9. Load and secure your pool table in the truck
The pool table slate should always be loaded in the truck in the upright position perpendicular to the floor – never laid flat.
Slate is much likely to crack when loaded this way.
Fold one or two moving pads into squares and stack the slate on them.
Then, secure the slate pieces together against the truck’s bulkhead or a wall and secure them with at least two heavy-duty logistics straps.
Even if you’re just moving a short distance, drive slowly and carefully between your old and new home, keeping an eye out for potholes, speed bumps, and road debris that could cause the truck to bounce erratically.
10. Reassemble the pool table
It’s always easier taking something apart than putting it back together.
But on the bright side, reassembling your pool table is just assembly in reverse.
Start by reattaching the table legs and getting the frame positioned where you want it because once the slate is back on, it’ll be nearly impossible to move.
Then reattach the slate and level it to make sure the balls roll true.
If there are gaps between the slate, fill them with beeswax before reapplying the felt and putting the side rails and pockets back on.
How to Move a Pool Table FAQs
Do you need to take a pool table apart before moving it?
Yes, in most cases, you’ll need to disassemble your pool table before moving it on DIY moves. However, if you have a small, relatively light pool table without a slate, you may be able to move it after detaching the legs only, but you’ll need help.
How much does it cost to move a pool table?
Between disassembly, crating, moving, uncrating, and reassembly, moving a pool table can cost more than $1,000. It largely depends on the size, makes, and model of the pool table, so prices vary.
Should I move my pool table and buy a new one?

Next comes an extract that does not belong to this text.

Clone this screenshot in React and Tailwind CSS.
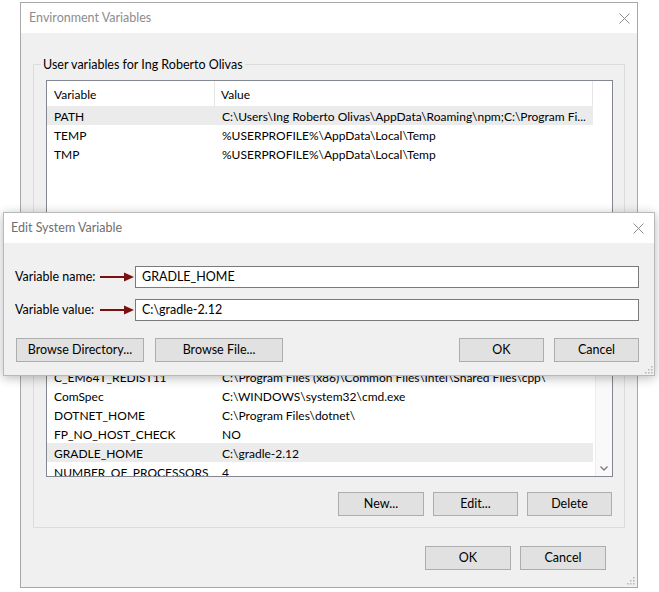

In some cases, new homeowners will ask to have your pool table included in the sales contract. If so, it may be a great way to avoid the hassle of moving it and make a few bucks to put toward a new one.
Are there professional pool table movers?
When it comes to moving a pool table, you can either do it yourself, have the company you bought it from move it for you or hire professional movers.